Sylvia believes that someday in her life someone will give her one of these things for Christmas. And she will laugh and say, “Oh, but I’m too old for such foolishness now!” But she will accept the gift, the ballerina or the bear or the train, and it will mean everything to her. Sylvia watches the faces of the people on the sidewalks. It is late, and most families are home, their children lying under soft quilts, the tree lit, the presents all wrapped. Sylvia knows this, so she knows these are not the faces of mothers and fathers she is passing. But she pretends. And she picks out the face of a particularly handsome man passing by and she imagines that he is her father and he is rushing home to her with a gold bracelet in one pocket and chocolates wrapped in red foil in the other. He will be home soon and he’ll tiptoe into her room and leave his gifts on the table beside her bed, kissing her forehead before he tiptoes out . . . She walks. The delis are open, and she sniffs the aromas that float through their doors as shoppers go in and out. Then Sylvia sees a long mahogany table aglow with red candles, and there are plates and plates of meats and cheeses and breads and fruits and vegetables and pastries and candies, and Sylvia is laughing because there is so much to eat and she is already full of foil-wrapped chocolates and what will she do with all this food? Sylvia walks.
Maybe the word that describes what Sylvia and the Baptist both experience is … “longing.” They long for more than what life has offered them so far. I wonder … when have you last longed for something in your life? I’m not talking about the silliness of the baubles and distractions that we sometimes crave. I’m thinking of that deep yearning that offers meaning and true purpose in life. Maybe you have longed for someone in your life … someone with the potential to share in your pursuit of purpose and meaning? At the end of the day it is never the stuff with which we surround ourselves that brings fulfillment … is you are honest with yourself, you know that to be true. We long for people to whom we connect … deeply. Sylvia had some semblance of a family, certainly … but it was as broken as broken can be … so we understand her longing. John had a more normal family … we read about them in Luke’s Gospel … Zechariah and Elizabeth … but still, he longed for more.
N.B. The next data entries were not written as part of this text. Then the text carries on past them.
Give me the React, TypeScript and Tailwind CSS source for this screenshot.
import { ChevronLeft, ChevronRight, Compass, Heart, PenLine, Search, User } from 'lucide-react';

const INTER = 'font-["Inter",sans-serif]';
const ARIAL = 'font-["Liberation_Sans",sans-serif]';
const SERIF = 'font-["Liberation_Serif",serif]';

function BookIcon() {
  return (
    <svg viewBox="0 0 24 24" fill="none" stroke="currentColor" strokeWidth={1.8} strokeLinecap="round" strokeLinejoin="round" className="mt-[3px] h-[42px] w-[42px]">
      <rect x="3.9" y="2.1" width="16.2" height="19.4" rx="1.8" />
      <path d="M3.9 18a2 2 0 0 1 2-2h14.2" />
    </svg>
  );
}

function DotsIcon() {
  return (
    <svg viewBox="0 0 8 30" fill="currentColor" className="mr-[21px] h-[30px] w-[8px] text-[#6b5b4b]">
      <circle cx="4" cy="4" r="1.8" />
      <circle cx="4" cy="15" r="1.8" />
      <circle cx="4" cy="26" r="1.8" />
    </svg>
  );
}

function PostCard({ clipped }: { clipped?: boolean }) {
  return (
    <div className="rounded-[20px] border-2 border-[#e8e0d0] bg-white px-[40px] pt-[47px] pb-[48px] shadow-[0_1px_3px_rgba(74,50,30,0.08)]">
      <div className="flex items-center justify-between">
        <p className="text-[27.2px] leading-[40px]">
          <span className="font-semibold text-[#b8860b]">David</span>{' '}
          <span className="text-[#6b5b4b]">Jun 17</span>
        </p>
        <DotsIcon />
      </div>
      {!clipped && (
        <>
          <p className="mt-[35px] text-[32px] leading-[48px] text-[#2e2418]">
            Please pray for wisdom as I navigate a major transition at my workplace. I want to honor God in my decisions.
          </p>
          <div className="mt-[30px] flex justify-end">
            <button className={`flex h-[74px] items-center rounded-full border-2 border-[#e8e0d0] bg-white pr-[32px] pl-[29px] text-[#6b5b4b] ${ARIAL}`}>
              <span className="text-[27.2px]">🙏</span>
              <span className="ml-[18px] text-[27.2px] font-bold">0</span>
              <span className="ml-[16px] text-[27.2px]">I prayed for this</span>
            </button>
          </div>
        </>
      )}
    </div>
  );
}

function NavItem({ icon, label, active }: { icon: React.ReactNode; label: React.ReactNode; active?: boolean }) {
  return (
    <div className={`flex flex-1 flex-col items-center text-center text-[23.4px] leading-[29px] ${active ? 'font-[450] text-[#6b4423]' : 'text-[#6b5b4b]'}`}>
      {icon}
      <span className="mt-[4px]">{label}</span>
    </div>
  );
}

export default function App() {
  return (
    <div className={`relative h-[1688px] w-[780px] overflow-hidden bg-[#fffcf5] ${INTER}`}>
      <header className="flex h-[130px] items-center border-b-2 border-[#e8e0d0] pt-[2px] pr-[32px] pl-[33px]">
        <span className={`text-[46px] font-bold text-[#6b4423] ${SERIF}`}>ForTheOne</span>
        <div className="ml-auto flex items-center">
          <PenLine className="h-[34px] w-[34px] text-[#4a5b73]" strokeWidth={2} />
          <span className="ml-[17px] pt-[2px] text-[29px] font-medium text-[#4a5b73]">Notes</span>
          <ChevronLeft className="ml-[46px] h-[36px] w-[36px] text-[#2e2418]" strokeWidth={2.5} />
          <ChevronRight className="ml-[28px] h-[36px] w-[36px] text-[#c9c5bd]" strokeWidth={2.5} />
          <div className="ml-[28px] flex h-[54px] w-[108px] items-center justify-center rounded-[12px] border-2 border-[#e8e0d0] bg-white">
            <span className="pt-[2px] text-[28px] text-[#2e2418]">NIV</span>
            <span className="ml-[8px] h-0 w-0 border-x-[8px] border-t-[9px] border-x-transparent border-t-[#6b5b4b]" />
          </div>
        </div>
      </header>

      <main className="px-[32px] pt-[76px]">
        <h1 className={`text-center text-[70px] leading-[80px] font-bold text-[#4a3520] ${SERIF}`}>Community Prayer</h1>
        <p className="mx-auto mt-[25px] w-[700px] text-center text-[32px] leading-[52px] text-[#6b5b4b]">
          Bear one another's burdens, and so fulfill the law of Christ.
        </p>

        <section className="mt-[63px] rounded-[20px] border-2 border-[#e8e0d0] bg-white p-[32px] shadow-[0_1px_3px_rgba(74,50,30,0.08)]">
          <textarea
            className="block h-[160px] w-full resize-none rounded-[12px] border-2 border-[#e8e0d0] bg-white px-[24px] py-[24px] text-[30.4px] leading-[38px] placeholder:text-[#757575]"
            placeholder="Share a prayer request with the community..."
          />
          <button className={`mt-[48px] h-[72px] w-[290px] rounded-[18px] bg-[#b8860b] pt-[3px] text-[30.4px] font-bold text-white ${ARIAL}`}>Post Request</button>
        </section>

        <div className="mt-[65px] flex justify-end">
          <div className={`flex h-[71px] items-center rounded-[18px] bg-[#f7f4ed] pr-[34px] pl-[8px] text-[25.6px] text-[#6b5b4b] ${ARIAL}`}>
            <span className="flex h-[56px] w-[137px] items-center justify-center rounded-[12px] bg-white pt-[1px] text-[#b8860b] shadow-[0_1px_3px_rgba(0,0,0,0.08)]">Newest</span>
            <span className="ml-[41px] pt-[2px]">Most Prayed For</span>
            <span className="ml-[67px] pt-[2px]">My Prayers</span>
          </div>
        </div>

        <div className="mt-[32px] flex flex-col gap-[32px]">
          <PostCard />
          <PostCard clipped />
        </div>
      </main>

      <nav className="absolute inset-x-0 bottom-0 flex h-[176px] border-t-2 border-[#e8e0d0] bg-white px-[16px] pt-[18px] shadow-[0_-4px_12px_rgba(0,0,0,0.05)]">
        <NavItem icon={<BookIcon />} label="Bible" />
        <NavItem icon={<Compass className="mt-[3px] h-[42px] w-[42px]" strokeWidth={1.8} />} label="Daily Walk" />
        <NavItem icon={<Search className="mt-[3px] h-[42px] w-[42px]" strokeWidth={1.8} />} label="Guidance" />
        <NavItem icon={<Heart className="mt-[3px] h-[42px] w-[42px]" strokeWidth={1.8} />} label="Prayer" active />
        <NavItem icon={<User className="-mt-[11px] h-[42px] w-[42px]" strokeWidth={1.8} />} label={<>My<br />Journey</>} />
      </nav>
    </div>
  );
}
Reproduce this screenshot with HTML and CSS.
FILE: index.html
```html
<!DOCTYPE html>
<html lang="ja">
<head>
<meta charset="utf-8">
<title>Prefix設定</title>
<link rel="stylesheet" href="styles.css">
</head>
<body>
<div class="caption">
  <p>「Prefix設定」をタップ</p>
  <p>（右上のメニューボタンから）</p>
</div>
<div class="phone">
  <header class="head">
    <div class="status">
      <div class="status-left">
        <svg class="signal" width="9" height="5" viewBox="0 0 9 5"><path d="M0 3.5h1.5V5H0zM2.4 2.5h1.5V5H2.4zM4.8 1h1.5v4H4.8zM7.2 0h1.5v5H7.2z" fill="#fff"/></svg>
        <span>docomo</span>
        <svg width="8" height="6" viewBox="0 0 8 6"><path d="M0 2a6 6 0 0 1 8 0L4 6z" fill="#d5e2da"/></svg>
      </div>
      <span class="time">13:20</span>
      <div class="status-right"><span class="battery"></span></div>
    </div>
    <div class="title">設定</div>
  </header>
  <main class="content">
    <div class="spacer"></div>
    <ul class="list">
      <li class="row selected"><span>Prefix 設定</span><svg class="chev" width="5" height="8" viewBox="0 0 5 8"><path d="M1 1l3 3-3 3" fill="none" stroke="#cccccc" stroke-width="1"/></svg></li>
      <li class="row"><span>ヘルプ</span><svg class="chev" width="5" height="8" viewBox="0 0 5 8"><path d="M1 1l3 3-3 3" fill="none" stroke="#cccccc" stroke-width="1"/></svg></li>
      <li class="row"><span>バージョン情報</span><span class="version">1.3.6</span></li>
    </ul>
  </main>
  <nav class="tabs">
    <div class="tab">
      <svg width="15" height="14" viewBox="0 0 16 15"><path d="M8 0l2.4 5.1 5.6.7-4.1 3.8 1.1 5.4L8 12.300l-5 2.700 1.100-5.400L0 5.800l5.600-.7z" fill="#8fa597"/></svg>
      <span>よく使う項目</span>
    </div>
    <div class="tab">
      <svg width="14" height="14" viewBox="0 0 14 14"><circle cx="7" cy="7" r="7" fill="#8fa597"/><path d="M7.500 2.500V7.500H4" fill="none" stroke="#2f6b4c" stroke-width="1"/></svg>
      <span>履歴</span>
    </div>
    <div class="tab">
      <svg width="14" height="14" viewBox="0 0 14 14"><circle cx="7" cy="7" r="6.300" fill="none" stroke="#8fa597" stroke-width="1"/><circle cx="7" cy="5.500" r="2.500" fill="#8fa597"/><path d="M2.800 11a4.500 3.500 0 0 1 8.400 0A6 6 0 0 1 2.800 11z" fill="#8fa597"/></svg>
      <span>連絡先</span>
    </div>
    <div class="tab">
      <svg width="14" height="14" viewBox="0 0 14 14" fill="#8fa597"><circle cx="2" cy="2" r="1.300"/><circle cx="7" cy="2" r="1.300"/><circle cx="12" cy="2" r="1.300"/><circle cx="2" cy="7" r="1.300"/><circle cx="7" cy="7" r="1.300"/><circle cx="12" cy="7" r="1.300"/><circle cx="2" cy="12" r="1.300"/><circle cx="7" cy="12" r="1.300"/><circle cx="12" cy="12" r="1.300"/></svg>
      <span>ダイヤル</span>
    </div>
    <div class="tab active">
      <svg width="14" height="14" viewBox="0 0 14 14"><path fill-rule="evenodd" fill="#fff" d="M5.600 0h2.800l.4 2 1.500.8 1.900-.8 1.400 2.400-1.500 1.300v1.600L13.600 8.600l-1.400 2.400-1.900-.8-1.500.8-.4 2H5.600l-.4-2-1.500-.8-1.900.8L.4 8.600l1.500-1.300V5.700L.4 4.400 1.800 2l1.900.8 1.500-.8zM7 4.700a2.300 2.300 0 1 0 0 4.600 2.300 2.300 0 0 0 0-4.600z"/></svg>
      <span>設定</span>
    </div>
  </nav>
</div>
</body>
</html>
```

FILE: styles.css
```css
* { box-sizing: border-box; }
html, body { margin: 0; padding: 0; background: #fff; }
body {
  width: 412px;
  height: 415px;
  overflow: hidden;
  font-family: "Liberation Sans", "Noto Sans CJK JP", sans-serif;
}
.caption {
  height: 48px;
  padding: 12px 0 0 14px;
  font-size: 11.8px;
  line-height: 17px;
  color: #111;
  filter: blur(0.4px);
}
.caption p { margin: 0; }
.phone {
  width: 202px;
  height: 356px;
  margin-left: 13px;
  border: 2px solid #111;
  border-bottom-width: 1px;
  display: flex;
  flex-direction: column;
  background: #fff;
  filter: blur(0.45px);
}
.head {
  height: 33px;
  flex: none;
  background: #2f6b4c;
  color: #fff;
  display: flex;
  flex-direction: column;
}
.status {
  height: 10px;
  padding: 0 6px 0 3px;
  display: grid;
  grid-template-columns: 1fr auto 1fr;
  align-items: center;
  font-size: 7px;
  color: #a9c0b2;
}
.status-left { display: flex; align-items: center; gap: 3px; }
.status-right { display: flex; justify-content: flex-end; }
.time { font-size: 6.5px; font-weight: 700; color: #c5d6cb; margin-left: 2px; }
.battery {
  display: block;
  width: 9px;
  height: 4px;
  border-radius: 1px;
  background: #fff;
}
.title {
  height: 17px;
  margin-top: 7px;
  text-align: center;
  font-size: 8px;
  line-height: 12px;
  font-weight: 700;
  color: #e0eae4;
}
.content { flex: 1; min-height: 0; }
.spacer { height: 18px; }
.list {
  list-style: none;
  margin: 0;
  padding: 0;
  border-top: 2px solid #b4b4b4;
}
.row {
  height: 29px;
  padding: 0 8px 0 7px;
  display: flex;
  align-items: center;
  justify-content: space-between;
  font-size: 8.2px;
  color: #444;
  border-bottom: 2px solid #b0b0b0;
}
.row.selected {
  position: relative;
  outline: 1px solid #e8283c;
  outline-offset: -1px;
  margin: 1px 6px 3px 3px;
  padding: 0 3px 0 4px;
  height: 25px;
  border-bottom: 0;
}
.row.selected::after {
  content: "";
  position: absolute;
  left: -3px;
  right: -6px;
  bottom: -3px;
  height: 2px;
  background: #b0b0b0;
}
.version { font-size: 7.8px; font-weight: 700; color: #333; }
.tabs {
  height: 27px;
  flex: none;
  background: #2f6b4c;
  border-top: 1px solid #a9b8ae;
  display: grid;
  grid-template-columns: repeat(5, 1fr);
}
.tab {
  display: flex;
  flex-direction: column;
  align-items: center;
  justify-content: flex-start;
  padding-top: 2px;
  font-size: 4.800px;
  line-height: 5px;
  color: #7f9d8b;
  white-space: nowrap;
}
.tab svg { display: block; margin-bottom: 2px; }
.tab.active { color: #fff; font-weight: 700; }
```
So they both continued to watch … and wait … and long for the one they had yet to meet.
Sylvia passes a cathedral. The doors are open. There is singing. And, for the first time in her life, she goes inside. At first she is surprised. She didn’t mean to come in, really. She meant to stay on the street. But the church is so beautiful. Sylvia has never seen so many pots of flowers and pine boughs. And the candles – hundreds of them. The church is like one big birthday cake and Sylvia imagines that she is one of the roses on top as she sits and watches the priests and the people perform. She sits entranced, and in a while the show is ending, the priests and the people are leaving. They all move past her, then she is alone. She watches the candles for a time in the empty church, then she rises to leave. But at the door one of the priests is standing, and he is watching her. Sylvia is frightened. She knows she shouldn’t have come in. She doesn’t belong in his church. He will be angry. The priest is smiling at her, though, and he begins to walk toward her. But she runs past him, back out into the lights and the noise that make her invisible. Again she believes she is safe. Sylvia walks.
John never quite connected with the religious community of his day, either. It was perceived hypocrisy that kept the Baptist estranged from his fellow Hebrew leaders. For Sylvia, it was fear … simple fear. I expect that there are some here who sympathize with the Baptist, and some who resonate with Sylvia. Religious communities invite hypocrisy … it is the false god that stands in the shadows of our halls. And sometimes we invite fear … because of the intensity of our beliefs and the threat of a message that questions the values that the world invites us to embrace. Either can lead to estrangement from the community. But that estrangement can also heighten our senses to those purposeful things that yearn for … those people we long for. Let’s hear the end of Sylvia’s story.
And now Sylvia is growing tired. Now she is sleepy enough to turn toward home, to go back. She is so tired. Sylvia steps out into the street, forgetting the walk light because she is so tired, and the yellow taxis are speeding behind her and in front of her. She is trapped. She cannot move. She stands very still and watches the cars weave all around her. Suddenly one of the yellow taxis stops right in front of her. The window is rolled down and a young man’s face, an Oriental face, looks into hers. The young man puts his hand on her arm, moving gently like a priest, and he says to her, “Don’t stand in the street. It is dangerous.” His eyes, Sylvia sees, really mean it. She moves off the street as he drives away. And when she is home, Sylvia doesn’t dream of ballerinas and bears. When she is home, Sylvia falls asleep smiling into the eyes of a young man in a yellow car who put his hand on her arm and filled Christmas Eve for her to the top.
In the end, God finds ways to surprise us with grace and power. And is that not what the season of Advent promises us? The arrival of God’s Spirit and God’s very presence into our midst … oft times when we least expect it. Sometimes we follow our routines and rituals so faithfully that we stop being open to surprises that arrive in unexpected ways. John the Baptist is one of those surprising inbreakings of the Kingdom of God that we often to take for granted. Most of us would have avoided John like we do the guy standing on the corner of S. Prince and Farnum streets looking for some help. Maybe Sylvia’s story also offers us a bit of an inbreaking of the Kingdom. Because being ready is not so much what we look for, as it is what we are open to receive when the blessing arrives. If you have encountered just such a moment of God breaking into your life, then you know exactly what I mean. If not, I pray that you will experience it sooner than later. We cannot predict when and where we will encounter these “advents” of God’s presence in our lives. But I pray for us all today … hearts that are open to unique … and powerful … and personal encounters with God … that will also fill your life to the top. Amen.